Keeler Ltd – Terms & conditions of sale
Effective Date: 14/10/2025
1.0 Prices, taxes and permits
All prices are subject to change without notice. Seller’s price shall be its price in effect at the time of shipment. All prices exclude sales, use, franchise, license, excise and other taxes in respect of manufacture, sale or delivery of the goods furnished hereunder, export or import duties and inspection fees, all of which shall be paid by Purchaser unless a proper exemption certificate is furnished.

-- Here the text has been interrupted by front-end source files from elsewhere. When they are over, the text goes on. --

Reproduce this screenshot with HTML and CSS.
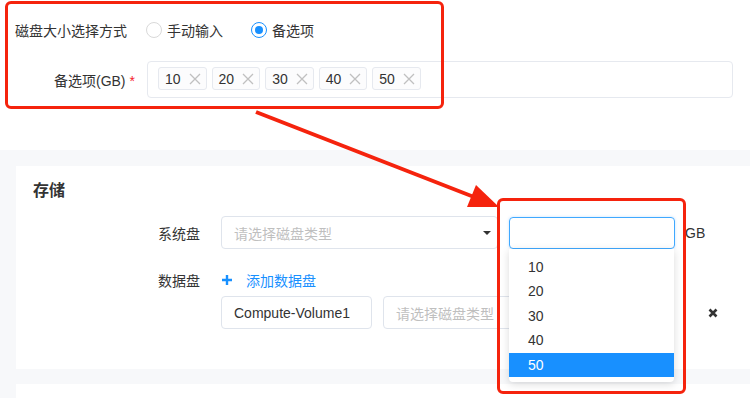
FILE: index.html
```html
<!DOCTYPE html>
<html lang="zh-CN">
<head>
    <meta charset="UTF-8">
    <meta name="viewport" content="width=device-width, initial-scale=1.0">
    <title>磁盘配置</title>
    <link rel="stylesheet" href="styles.css">
</head>
<body>
    <!-- Disk size mode -->
    <section class="size-config">
        <div class="form-row">
            <label class="form-label">磁盘大小选择方式</label>
            <div class="radio-group">
                <label class="radio"><span class="radio-dot"></span>手动输入</label>
                <label class="radio checked"><span class="radio-dot"></span>备选项</label>
            </div>
        </div>
        <div class="form-row options-row">
            <label class="form-label is-required">备选项(GB)<span class="required">*</span></label>
            <div class="tag-box">
                <span class="tag">10<svg class="tag-close" viewBox="0 0 12 12"><path d="M1 1L11 11M11 1L1 11"/></svg></span>
                <span class="tag">20<svg class="tag-close" viewBox="0 0 12 12"><path d="M1 1L11 11M11 1L1 11"/></svg></span>
                <span class="tag">30<svg class="tag-close" viewBox="0 0 12 12"><path d="M1 1L11 11M11 1L1 11"/></svg></span>
                <span class="tag">40<svg class="tag-close" viewBox="0 0 12 12"><path d="M1 1L11 11M11 1L1 11"/></svg></span>
                <span class="tag">50<svg class="tag-close" viewBox="0 0 12 12"><path d="M1 1L11 11M11 1L1 11"/></svg></span>
            </div>
        </div>
    </section>

    <!-- Storage card -->
    <main class="content">
        <section class="card">
            <h2 class="card-title">存储</h2>
            <div class="disk-row">
                <span class="disk-label">系统盘</span>
                <div class="select wide">
                    <span class="placeholder">请选择磁盘类型</span>
                    <span class="caret"></span>
                </div>
                <div class="size-field">
                    <div class="size-input"></div>
                    <ul class="dropdown">
                        <li>10</li>
                        <li>20</li>
                        <li>30</li>
                        <li>40</li>
                        <li class="active">50</li>
                    </ul>
                </div>
                <span class="unit">GB</span>
            </div>
            <div class="disk-row data-row">
                <span class="disk-label">数据盘</span>
                <a class="add-link" href="#">
                    <svg class="plus" viewBox="0 0 10 10"><path d="M5 0V10M0 5H10"/></svg>
                    添加数据盘
                </a>
            </div>
            <div class="volume-row">
                <div class="text-input">Compute-Volume1</div>
                <div class="select volume-select">
                    <span class="placeholder">请选择磁盘类型</span>
                </div>
                <svg class="remove" viewBox="0 0 10 10"><path d="M1.5 1.5L8.5 8.5M8.5 1.5L1.5 8.5"/></svg>
            </div>
        </section>
        <section class="card next-card"></section>
    </main>

    <!-- Annotations -->
    <div class="mark mark-top"></div>
    <div class="mark mark-dropdown"></div>
    <svg class="arrow" viewBox="0 0 750 398">
        <line x1="256" y1="112" x2="474" y2="197"/>
        <polygon points="499,207 467,207 476,185"/>
    </svg>
</body>
</html>
```

FILE: styles.css
```css
* {
    margin: 0;
    padding: 0;
    box-sizing: border-box;
}

body {
    width: 750px;
    height: 398px;
    overflow: hidden;
    position: relative;
    background-color: #fff;
    color: #333;
    font-family: "Liberation Sans", "Noto Sans CJK SC", sans-serif;
    font-size: 14px;
}

/* Disk size mode */
.size-config {
    height: 150px;
    padding-top: 14px;
}

.form-row {
    display: flex;
    align-items: center;
    height: 32px;
}

.form-label {
    width: 146px;
    padding-right: 19px;
    text-align: right;
    flex-shrink: 0;
}

.form-label.is-required {
    padding-right: 11px;
}

.required {
    color: #f5222d;
    margin-left: 4px;
}

.radio-group {
    display: flex;
}

.radio {
    display: flex;
    align-items: center;
    gap: 5px;
    margin-right: 28px;
}

.radio-dot {
    width: 16px;
    height: 16px;
    border: 1px solid #d9d9d9;
    border-radius: 50%;
    display: flex;
    align-items: center;
    justify-content: center;
}

.radio.checked .radio-dot {
    border-color: #1890ff;
}

.radio.checked .radio-dot::after {
    content: "";
    width: 8px;
    height: 8px;
    border-radius: 50%;
    background-color: #1890ff;
}

.options-row {
    height: 37px;
    margin-top: 15px;
}

.tag-box {
    width: 586px;
    height: 37px;
    margin-left: 1px;
    padding: 5px 10px;
    border: 1px solid #e6e9ef;
    border-radius: 4px;
    display: flex;
    gap: 5px;
}

.tag {
    height: 23px;
    padding: 0 5px 0 6px;
    border: 1px solid #e6e9ef;
    border-radius: 3px;
    background-color: #fcfcfd;
    display: flex;
    align-items: center;
    gap: 8px;
}

.tag-close {
    width: 12px;
    height: 12px;
    fill: none;
    stroke: #c0c0c0;
    stroke-width: 1.3;
}

/* Storage card */
.content {
    background-color: #f7f8fa;
    padding: 16px 0 0 16px;
    height: 248px;
}

.card {
    background-color: #fff;
    height: 203px;
    padding: 13px 0 0 17px;
}

.card.next-card {
    margin-top: 15px;
    height: 14px;
    padding: 0;
}

.card-title {
    font-size: 16px;
    font-weight: 600;
    line-height: 24px;
}

.disk-row {
    display: flex;
    align-items: center;
    margin-top: 13px;
}

.disk-label {
    width: 167px;
    margin-right: 21px;
    text-align: right;
}

.select,
.text-input,
.size-input {
    height: 33px;
    border: 1px solid #dfe4ec;
    border-radius: 4px;
    display: flex;
    align-items: center;
    padding: 0 12px;
}

.select.wide {
    width: 277px;
    justify-content: space-between;
    padding-right: 6px;
}

.placeholder {
    color: #bfbfbf;
}

.caret {
    width: 0;
    height: 0;
    border-left: 4px solid transparent;
    border-right: 4px solid transparent;
    border-top: 4px solid #333;
}

.size-field {
    position: relative;
    margin-left: 11px;
}

.size-input {
    width: 166px;
    height: 32px;
    border-color: #40a9ff;
    box-shadow: 0 0 3px rgba(24, 144, 255, 0.25);
}

.dropdown {
    position: absolute;
    top: 32px;
    left: 0;
    width: 165px;
    height: 133px;
    padding-top: 6px;
    list-style: none;
    background-color: #fff;
    border-radius: 0 0 4px 4px;
    box-shadow: 0 2px 8px rgba(0, 0, 0, 0.15);
    z-index: 5;
}

.dropdown li {
    height: 24.5px;
    line-height: 24.5px;
    padding-left: 19px;
}

.dropdown li.active {
    background-color: #1890ff;
    color: #fff;
}

.unit {
    margin-left: 10px;
}

.data-row {
    height: 22px;
    margin-top: 20px;
}

.add-link {
    display: flex;
    align-items: center;
    color: #1890ff;
    text-decoration: none;
    margin-left: 1px;
}

.plus {
    width: 10px;
    height: 10px;
    margin-right: 14px;
    fill: none;
    stroke: #1890ff;
    stroke-width: 2.4;
}

.volume-row {
    display: flex;
    align-items: center;
    margin: 5px 0 0 188px;
}

.text-input {
    width: 151px;
}

.volume-select {
    width: 280px;
    margin-left: 11px;
}

.remove {
    width: 10px;
    height: 10px;
    margin-left: 45px;
    fill: none;
    stroke: #333;
    stroke-width: 2.6;
}

/* Annotations */
.mark {
    position: absolute;
    border: 3px solid #f5230d;
    border-radius: 6px;
    z-index: 10;
}

.mark-top {
    left: 5px;
    top: 1px;
    width: 439px;
    height: 108px;
}

.mark-dropdown {
    left: 497px;
    top: 198px;
    width: 189px;
    height: 196px;
}

.arrow {
    position: absolute;
    left: 0;
    top: 0;
    width: 750px;
    height: 398px;
    z-index: 10;
}

.arrow line {
    stroke: #f5230d;
    stroke-width: 4;
}

.arrow polygon {
    fill: #f5230d;
}
```
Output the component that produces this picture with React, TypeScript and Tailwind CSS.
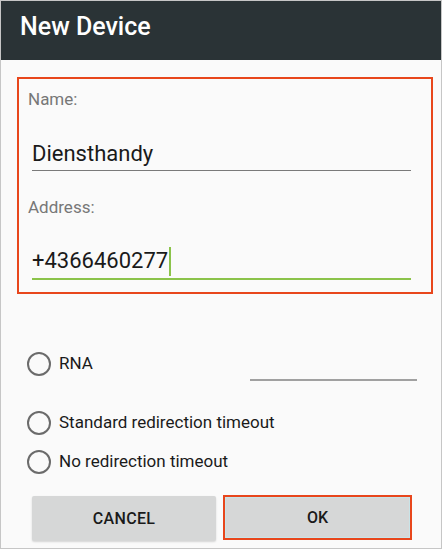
import React from 'react';

const font = { fontFamily: 'Roboto, "Noto Sans", Arial, sans-serif' };

const Radio = () => (
  <span className="block w-[24px] h-[24px] rounded-full border-2 border-[#6b6b6b] shrink-0" />
);

export default function App() {
  return (
    <div className="w-[442px] h-[549px] border border-[#c6c6c6] bg-[#fafafa] overflow-hidden" style={font}>
      {/* Title bar */}
      <div className="h-[59px] bg-[#2a3336] pl-[19px] pt-[13px]">
        <h1 className="text-[25px] leading-none font-medium text-white">New Device</h1>
      </div>

      {/* Highlighted fields */}
      <div className="ml-[16px] mt-[17px] w-[416px] h-[217px] border-2 border-[#e8461c] pt-[12px]">
        <div className="pl-[9px] text-[17px] leading-none text-[#777]">Name:</div>
        <div className="ml-[13px] mr-[20px] mt-[35px] border-b border-[#7a7a7a] pb-[5px]">
          <span className="block text-[22px] leading-none text-[#1a1a1a]">Diensthandy</span>
        </div>

        <div className="pl-[9px] mt-[28px] text-[17px] leading-none text-[#777]">Address:</div>
        <div className="ml-[13px] mr-[20px] mt-[34px] border-b-2 border-[#8bc34a] pb-[6px]">
          <div className="flex items-center h-[22px]">
            <span className="text-[22px] leading-none text-[#1a1a1a]">+4366460277</span>
            <span className="w-[2px] h-[29px] bg-[#8bc34a] ml-[1px] shrink-0" />
          </div>
        </div>
      </div>

      {/* Options */}
      <div className="mt-[58px] pl-[26px]">
        <div className="flex items-start">
          <div className="flex items-center gap-[8px] h-[24px]">
            <Radio />
            <span className="text-[17px] text-[#1a1a1a]">RNA</span>
          </div>
          <div className="ml-auto mr-[24px] mt-[27px] w-[167px] h-[2px] bg-[#a0a0a0]" />
        </div>

        <div className="flex items-center gap-[8px] h-[24px] mt-[30px]">
          <Radio />
          <span className="text-[17px] text-[#1a1a1a]">Standard redirection timeout</span>
        </div>

        <div className="flex items-center gap-[8px] h-[24px] mt-[15px]">
          <Radio />
          <span className="text-[17px] text-[#1a1a1a]">No redirection timeout</span>
        </div>
      </div>

      {/* Buttons */}
      <div className="flex items-start gap-[7px] ml-[31px] mt-[22px]">
        <button className="w-[184px] h-[45px] rounded-[2px] bg-[#d6d7d7] shadow-[0_1px_2px_rgba(0,0,0,0.15)] text-[16px] font-medium text-[#1a1a1a] tracking-[0.3px]">
          CANCEL
        </button>
        <button className="w-[189px] h-[45px] border-2 border-[#e8461c] bg-[#d6d7d7] shadow-[inset_0_0_0_1px_#c9e4e8] text-[16px] font-medium text-[#1a1a1a] -mt-[1px]">
          OK
        </button>
      </div>
    </div>
  );
}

2.0 Returned goods policy:
Please read our separate policy for further information on our Refund and returns process.
3.0 Risk of loss
Purchaser assumes all responsibility for risk of loss of, or damages to, the goods furnished hereunder, upon delivery by Seller. If the Purchaser delays shipment, the goods furnished hereunder shall be held at Purchaser’s risk and subject to reasonable storage charges.
4.0 Delays
Seller shall not be responsible for reasonable or excusable delays in filling any order when due. “Excusable delays” include, without limitation, delays resulting from accidents; acts of God; strikes; riots; civil commotion; fires; floods; freight embargoes or transportation delays; shortage of labor; inability to secure fuel; materials; supplies or power; all at present prices or on account of shortages thereof; any existing or future laws, acts, regulations, orders, requests or decrees, of the Federal or of any State Government affecting the conduct of Seller’s business which Seller in its judgment and discretion deems it advisable to comply with as a legal or patriotic duty; or other causes beyond Seller’s control. “Reasonable delays” include, without limitation, delays to which the Purchaser, when notified, makes no objection. In the event of any such delay, the date of delivery shall be extended for a period equal to the time lost by reason of the delay. In the event of inability, for any reason, to supply the goods to be furnished hereunder, Seller may allocate its available supply of such goods or raw materials among any or all purchasers, as well as departments, divisions, subsidiaries or affiliates of Seller or among Seller’s product lines on such basis as Seller may deem practical without liability for any failure of performance which may result therefrom.
5.0 Warranties
Please read our separate policy for further information on the warranty period, what is covered and how to submit a claim. Visit our warranty policy here
6.0 Patent indemnity
In the event of any award of damages by a European court, from which no appeal can be taken against Purchaser arising out of a claim of infringement by the goods supplied hereunder, of any existent valid patent owned by a third party, Purchaser and Seller agree that Seller shall indemnify Purchaser for such damages to the extent specified in Section 7 hereof, provided Purchaser notifies Seller in writing within ten (10) days from the receipt by Purchaser of the first notice of said claim infringement. Seller, at its option shall have the right to participate in the defense of any such infringement action. Such participation, however, will not constitute any admission of liability upon Seller’s part. Any indemnification by Seller will be conditioned upon Purchaser’s full assistance and cooperation in the defense of any such action. Seller shall have no obligation or other liability to Purchaser for infringement arising from the use of the goods furnished hereunder in the operation of any process or in combination with other materials or arising from any alteration in the goods made by the Purchaser.
7.0 Zero-tolerance policy
Seller has a zero-tolerance policy towards any bribery or corrupt practices in its business dealings. Purchaser represents and warrants to Seller that it has not engaged in business practices which violate any applicable local, state, federal and foreign laws, orders, rules and regulations regarding bribery and corruption, including:
(i) the U.S. Foreign Corrupt Practices Act (15 U.S.C. §§ 78dd-1, et seq.) (the “FCPA”) and
(ii) the UK Bribery Act 2010. Except in compliance with the FCPA, neither Purchaser nor any individual acting on its behalf has: (a) given or offered or promised to give, for or on behalf of Purchaser, either directly or through a consultant or other third party, anything of value, whether monetary or non-monetary (whether a gift, travel, lodging, meal, payment or otherwise), to or for the benefit of any of the persons or entities listed below; or (b) authorized or approved any of the foregoing:
- any political party, employee of a political party, or candidate for political office;
- any government official, government employee, employee of a government-owned or government-controlled entity, or person acting in an official capacity for or on behalf of the government; or
- any official or employee of an international organization (e.g., the Red Cross or the United National), or person acting in an official capacity for or on behalf of such an organization.
Purchaser shall remain in compliance with this clause during the term of any agreement with Seller and while conducting any business dealings with on behalf of Seller. In the event Purchaser breaches this clause, Seller may, in its sole discretion, terminate any agreement with Purchaser without penalty and without any compensation to Purchaser. Purchaser shall indemnify and hold Seller harmless for all claims, demands, damages, costs, fines, penalties, attorney’s fees, and all other expenses arising from failure of the Purchaser to comply with this clause.